Exercise directions: Can you find the lines of the listing that include "styles" and copy every one?

Stored rows:
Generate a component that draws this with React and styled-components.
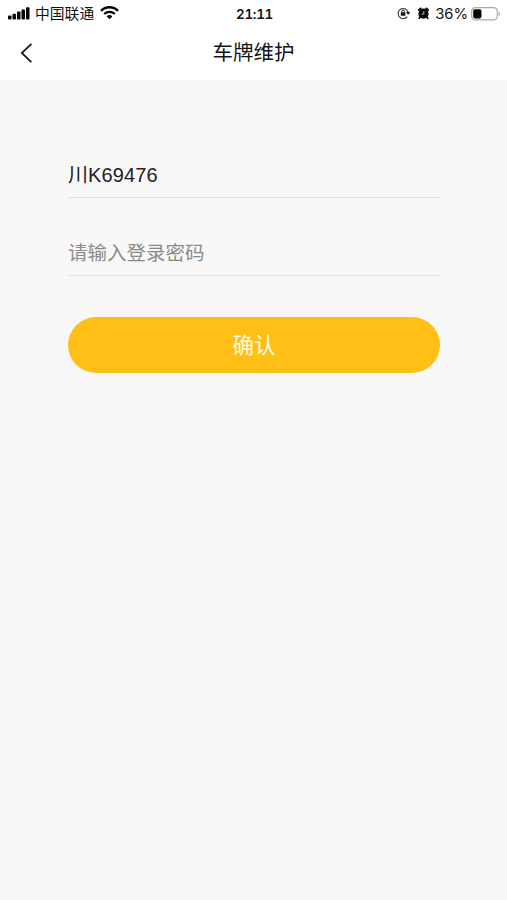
import React from "react";
import styled, { createGlobalStyle } from "styled-components";

function App() {
  return (
    <Container>
      <GlobalStyle />
      <StatusBar>
        <Carrier>
          <SignalIcon />
          <CarrierName>中国联通</CarrierName>
          <WifiIcon />
        </Carrier>
        <Clock>21:11</Clock>
        <Indicators>
          <LockIcon />
          <AlarmIcon />
          <Percent>36%</Percent>
          <BatteryIcon />
        </Indicators>
      </StatusBar>
      <NavBar>
        <BackButton aria-label="返回">
          <svg width="13" height="20" viewBox="0 0 13 20" fill="none">
            <path d="M11.4 0.8 1.8 10 11.4 19.2" stroke="#1c1c1c" strokeWidth="1.8" />
          </svg>
        </BackButton>
        <Title>车牌维护</Title>
      </NavBar>
      <Form>
        <Field>
          <Value>川K69476</Value>
        </Field>
        <Field>
          <Placeholder>请输入登录密码</Placeholder>
        </Field>
        <Submit>确认</Submit>
      </Form>
    </Container>
  );
}

const SignalIcon = () => (
  <svg width="22" height="14" viewBox="0 0 22 14" fill="#080808">
    <rect x="0" y="8.4" width="3.5" height="4.1" rx="0.9" />
    <rect x="4.5" y="6.7" width="3.5" height="5.8" rx="0.9" />
    <rect x="9" y="4.4" width="3.5" height="8.1" rx="0.9" />
    <rect x="13.5" y="2.5" width="3.5" height="10" rx="0.9" />
    <rect x="18" y="0.3" width="3.5" height="12.2" rx="0.9" />
  </svg>
);

const WifiIcon = () => (
  <svg width="19" height="15" viewBox="0 0 19 15" fill="none">
    <path d="M1 4.9a12 12 0 0 1 17 0" stroke="#080808" strokeWidth="2.5" />
    <path d="M4.2 8a7.6 7.6 0 0 1 10.6 0" stroke="#080808" strokeWidth="2.3" />
    <path d="M9.5 13.3 6.6 10.4a4.2 4.2 0 0 1 5.8 0z" fill="#080808" />
  </svg>
);

const LockIcon = () => (
  <svg width="14" height="13" viewBox="0 0 14 13" fill="none">
    <path
      d="M10.3 9.6A5.1 5.1 0 1 1 11.1 5.2"
      stroke="#333"
      strokeWidth="1.1"
    />
    <path d="M8.9 5h4.3l-2 3z" fill="#1a1a1a" />
    <rect x="3.8" y="5.3" width="4.6" height="3.4" rx="0.5" fill="#1a1a1a" />
    <path d="M4.8 5.6V4.4a1.3 1.3 0 0 1 2.6 0v1.2" stroke="#1a1a1a" />
  </svg>
);

const AlarmIcon = () => (
  <svg width="13" height="13" viewBox="0 0 13 13" fill="none">
    <circle cx="6.5" cy="6.7" r="5.1" fill="#0c0c0c" />
    <path
      d="M1.9 3 3.6 1.5M11.1 3 9.4 1.5"
      stroke="#0c0c0c"
      strokeWidth="2"
      strokeLinecap="round"
    />
    <path
      d="m3 10.3-.8 1M10 10.3l.8 1"
      stroke="#0c0c0c"
      strokeWidth="1.8"
      strokeLinecap="round"
    />
    <path d="M6.8 4.2v2.9H4.6" stroke="#ddd" strokeWidth="0.8" />
  </svg>
);

const BatteryIcon = () => (
  <svg width="30" height="14" viewBox="0 0 30 14" fill="none">
    <rect
      x="0.7"
      y="0.7"
      width="25.6"
      height="12.2"
      rx="3.6"
      stroke="#a9a9a9"
      strokeWidth="1.2"
    />
    <rect x="2.2" y="2.2" width="8.3" height="9.2" rx="1.8" fill="#050505" />
    <path d="M27.6 4.6c1.9.7 1.9 3.7 0 4.4z" fill="#a9a9a9" />
  </svg>
);

export default App;

const GlobalStyle = createGlobalStyle`
  body {
    margin: 0;
    background: #f8f8f8;
    font-family: Inter, "Noto Sans CJK SC", sans-serif;
  }
`;

const Container = styled.main`
  display: flex;
  flex-direction: column;
  min-height: 900px;
  background: #f8f8f8;
`;

const StatusBar = styled.div`
  display: grid;
  grid-template-columns: 1fr auto 1fr;
  align-items: center;
  height: 27px;
  padding: 0 6px 0 8px;
  background: #fff;
  color: #111;
  box-sizing: border-box;
`;

const Carrier = styled.div`
  display: flex;
  align-items: center;
`;

const CarrierName = styled.span`
  margin: 0 6px 0 5px;
  font-size: 14.8px;
  line-height: 26px;
`;

const Clock = styled.span`
  font-size: 13.5px;
  font-weight: 600;
  font-variant-numeric: tabular-nums;
  letter-spacing: -0.3px;
  line-height: 26px;
`;

const Indicators = styled.div`
  display: flex;
  align-items: center;
  justify-content: flex-end;

  svg:first-child {
    margin-right: 6px;
  }
`;

const Percent = styled.span`
  margin: 0 3px 0 5px;
  font-size: 14.8px;
  line-height: 26px;
`;

const NavBar = styled.header`
  display: grid;
  grid-template-columns: 60px 1fr 60px;
  align-items: center;
  height: 53px;
  padding-bottom: 2px;
  background: #fff;
  box-sizing: border-box;
`;

const BackButton = styled.button`
  display: flex;
  padding: 0 0 0 20px;
  border: 0;
  background: transparent;
`;

const Title = styled.h1`
  margin: 0;
  color: #151515;
  font-size: 20.5px;
  font-weight: 400;
  line-height: 30px;
  text-align: center;
`;

const Form = styled.section`
  display: flex;
  flex-direction: column;
  padding: 73px 67px 0 68px;
`;

const Field = styled.div`
  display: flex;
  align-items: center;
  height: 45px;
  margin-bottom: 33px;
  padding-bottom: 4px;
  border-bottom: 1px solid #e2e2e2;
  box-sizing: border-box;

  & + & {
    margin-bottom: 41px;
  }
`;

const Value = styled.span`
  color: #222;
  font-family: "Liberation Sans", "Noto Sans CJK SC", sans-serif;
  font-size: 20px;
  letter-spacing: 0.1px;
`;

const Placeholder = styled.span`
  color: #8a8a8a;
  font-size: 19.5px;
`;

const Submit = styled.button`
  height: 56px;
  padding: 0;
  border: 0;
  border-radius: 28px;
  background: #ffbf17;
  color: #fffbe8;
  font-family: inherit;
  font-size: 21.5px;
  line-height: 56px;
`;
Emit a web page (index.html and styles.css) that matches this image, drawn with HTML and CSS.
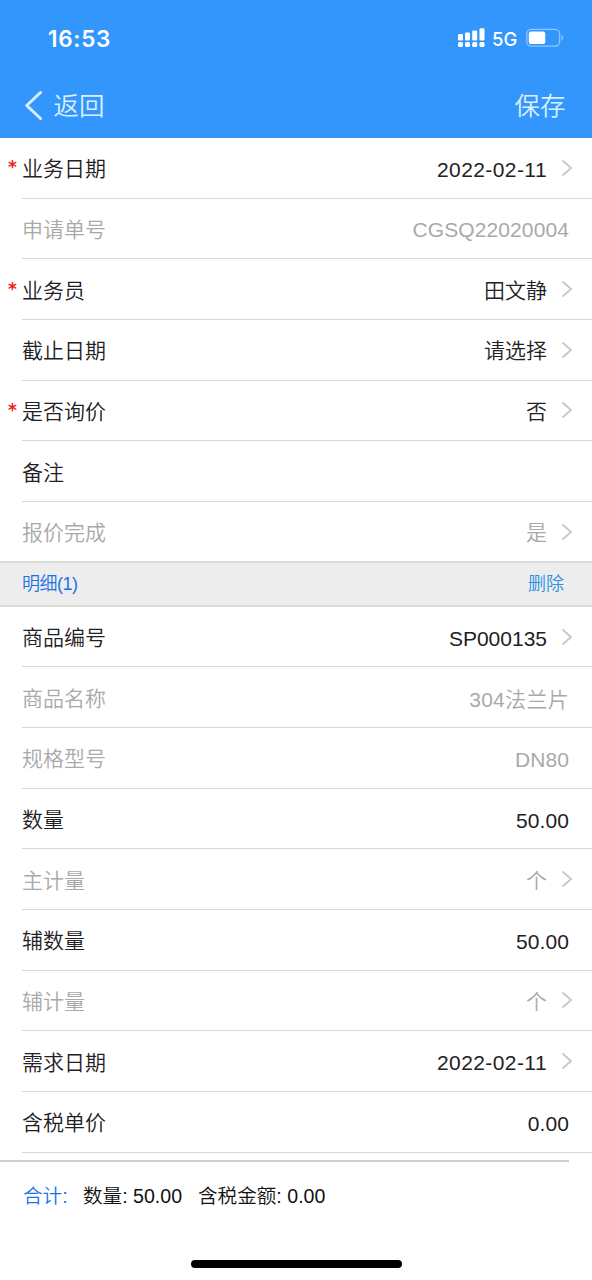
FILE: index.html
```html
<!DOCTYPE html>
<html lang="zh-CN">
<head>
<meta charset="utf-8">
<title>采购申请</title>
<link rel="stylesheet" href="styles.css">
</head>
<body>
<svg class="defs" width="0" height="0"><symbol id="chev" viewBox="0 0 12 18"><path d="M1.500 1.500 10 9l-8.500 7.500" fill="none" stroke="#c7c7cc" stroke-width="1.900"/></symbol></svg>
<header class="top">
  <div class="status">
    <span class="time">16:53</span>
    <div class="indicators">
      <svg class="signal" width="27" height="20" viewBox="0 0 27 20" fill="#fff"><rect x="0" y="6" width="5" height="6.500" rx="1.300"/><rect x="7" y="4.500" width="5" height="8" rx="1.300"/><rect x="14.200" y="2.500" width="5" height="10" rx="1.300"/><rect x="21.500" y="0.300" width="5" height="12.200" rx="1.300"/><rect x="0" y="14" width="5" height="5" rx="1.500"/><rect x="7" y="14" width="5" height="5" rx="1.500"/><rect x="14.200" y="14" width="5" height="5" rx="1.500"/><rect x="21.500" y="14" width="5" height="5" rx="1.500"/></svg>
      <span class="net">5G</span>
      <svg class="battery" width="38" height="20" viewBox="0 0 38 20"><rect x="0.800" y="1.300" width="32.800" height="16.800" rx="4.500" fill="none" stroke="#8ec6ff" stroke-width="1.300"/><rect x="2.800" y="3.500" width="16.500" height="12.500" rx="2.200" fill="#fff"/><path d="M35.500 7c2.300 1.200 2.300 4.400 0 5.600z" fill="#8ec6ff"/></svg>
    </div>
  </div>
  <nav class="nav">
    <span class="back"><svg width="20" height="32" viewBox="0 0 20 32"><path d="M16.500 2.500 2.700 15.500 16.500 28.500" fill="none" stroke="#d9efff" stroke-width="3" stroke-linecap="round" stroke-linejoin="round"/></svg><span class="nav-text">返回</span></span>
    <span class="nav-text">保存</span>
  </nav>
</header>
<main>
  <section>
    <div class="row"><span class="label req">业务日期</span><span class="value date">2022-02-11</span><svg class="chev"><use href="#chev"/></svg></div>
    <div class="row off"><span class="label">申请单号</span><span class="value">CGSQ22020004</span></div>
    <div class="row"><span class="label req">业务员</span><span class="cn">田文静</span><svg class="chev"><use href="#chev"/></svg></div>
    <div class="row"><span class="label">截止日期</span><span class="cn">请选择</span><svg class="chev"><use href="#chev"/></svg></div>
    <div class="row"><span class="label req">是否询价</span><span class="cn">否</span><svg class="chev"><use href="#chev"/></svg></div>
    <div class="row"><span class="label">备注</span></div>
    <div class="row off last"><span class="label">报价完成</span><span class="cn">是</span><svg class="chev"><use href="#chev"/></svg></div>
  </section>
  <div class="group"><span class="detail">明细(1)</span><span class="del">删除</span></div>
  <section>
    <div class="row"><span class="label">商品编号</span><span class="value code">SP000135</span><svg class="chev"><use href="#chev"/></svg></div>
    <div class="row off"><span class="label">商品名称</span><span class="mixed">304法兰片</span></div>
    <div class="row off"><span class="label">规格型号</span><span class="value">DN80</span></div>
    <div class="row"><span class="label">数量</span><span class="value">50.00</span></div>
    <div class="row off"><span class="label">主计量</span><span class="cn">个</span><svg class="chev"><use href="#chev"/></svg></div>
    <div class="row"><span class="label">辅数量</span><span class="value">50.00</span></div>
    <div class="row off"><span class="label">辅计量</span><span class="cn">个</span><svg class="chev"><use href="#chev"/></svg></div>
    <div class="row"><span class="label">需求日期</span><span class="value date">2022-02-11</span><svg class="chev"><use href="#chev"/></svg></div>
    <div class="row"><span class="label">含税单价</span><span class="value">0.00</span></div>
  </section>
</main>
<footer class="totals">
  <div class="sum"><span class="sum-label">合计:</span><span class="qty">数量: 50.00</span><span>含税金额: 0.00</span></div>
  <div class="home"></div>
</footer>
</body>
</html>
```
FILE: styles.css
```css
* { box-sizing: border-box; }
body {
  margin: 0;
  width: 592px;
  height: 1280px;
  display: flex;
  flex-direction: column;
  overflow: hidden;
  background: #fff;
  color: #1f2124;
  font-family: "Liberation Sans", "Noto Sans CJK SC", sans-serif;
  font-size: 21px;
  font-weight: 350;
}
.defs { display: none; }
.top { height: 138px; flex: none; background: #3396fd; }
.status { height: 76px; padding: 0 28px 0 48px; display: flex; align-items: center; justify-content: space-between; color: #fff; font-family: Inter, sans-serif; }
.time { font-size: 22.5px; font-weight: 600; letter-spacing: 0.7px; }
.indicators { display: flex; align-items: center; }
.net { font-size: 18.5px; font-weight: 500; margin-left: 7px; padding-top: 1px; width: 34px; }
.nav { height: 60px; padding: 0 26.5px 0 24px; display: flex; align-items: center; justify-content: space-between; font-size: 25.5px; color: #d9efff; }
.nav-text { padding-bottom: 5px; }
.back { display: flex; align-items: center; gap: 9.5px; }
.row { height: 60.65px; margin-left: 22px; padding-right: 23px; border-bottom: 1px solid #d8d8da; display: flex; align-items: center; }
.row.last { border-bottom-color: transparent; }
.row.off { color: #a9a9a9; }
.label { position: relative; flex: 1; padding-bottom: 1px; }
.cn { padding-bottom: 1px; }
.value { padding-top: 4px; letter-spacing: 0.1px; }
.mixed { padding-top: 1px; letter-spacing: 0.3px; }
.req::before { content: "*"; position: absolute; left: -14px; top: 1px; color: #f02020; font: bold 17px/28px "DejaVu Sans", sans-serif; }
.date { letter-spacing: 0.42px; }
.code { letter-spacing: 0; }
.chev { width: 12px; height: 18px; margin: 0 -3.500px 0 13.500px; flex: none; }
.group { height: 45.7px; margin-top: -1.400px; padding: 0 28px 0 22px; display: flex; align-items: center; justify-content: space-between; position: relative; background: #ededed; border: solid #dadada; border-width: 2px 0; font-size: 18px; color: #1a74e8; }
.detail { padding-bottom: 3px; letter-spacing: -0.5px; }
.del { padding-bottom: 3px; color: #2b8fe6; }
.totals { flex: 1; margin-top: 7.5px; }
.sum { width: 569px; height: 72px; padding: 0 0 5px 23px; display: flex; align-items: center; border-top: 2px solid #cfcfcf; color: #111; font-size: 19.6px; }
.sum-label { width: 60px; color: #1a74e8; }
.qty { width: 115px; }
.home { width: 211px; height: 8px; margin: 28px 0 0 191px; border-radius: 4px; background: #000; }
```
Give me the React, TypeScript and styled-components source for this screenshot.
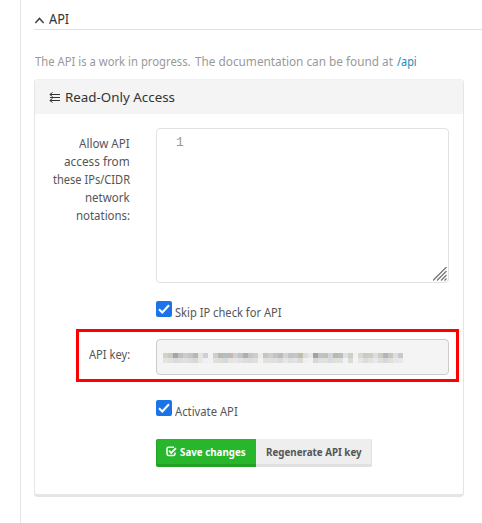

Answer:
Emit a web page (index.html and styles.css) that matches this image, drawn with HTML and CSS.
<link rel="stylesheet" href="styles.css">
FILE: styles.css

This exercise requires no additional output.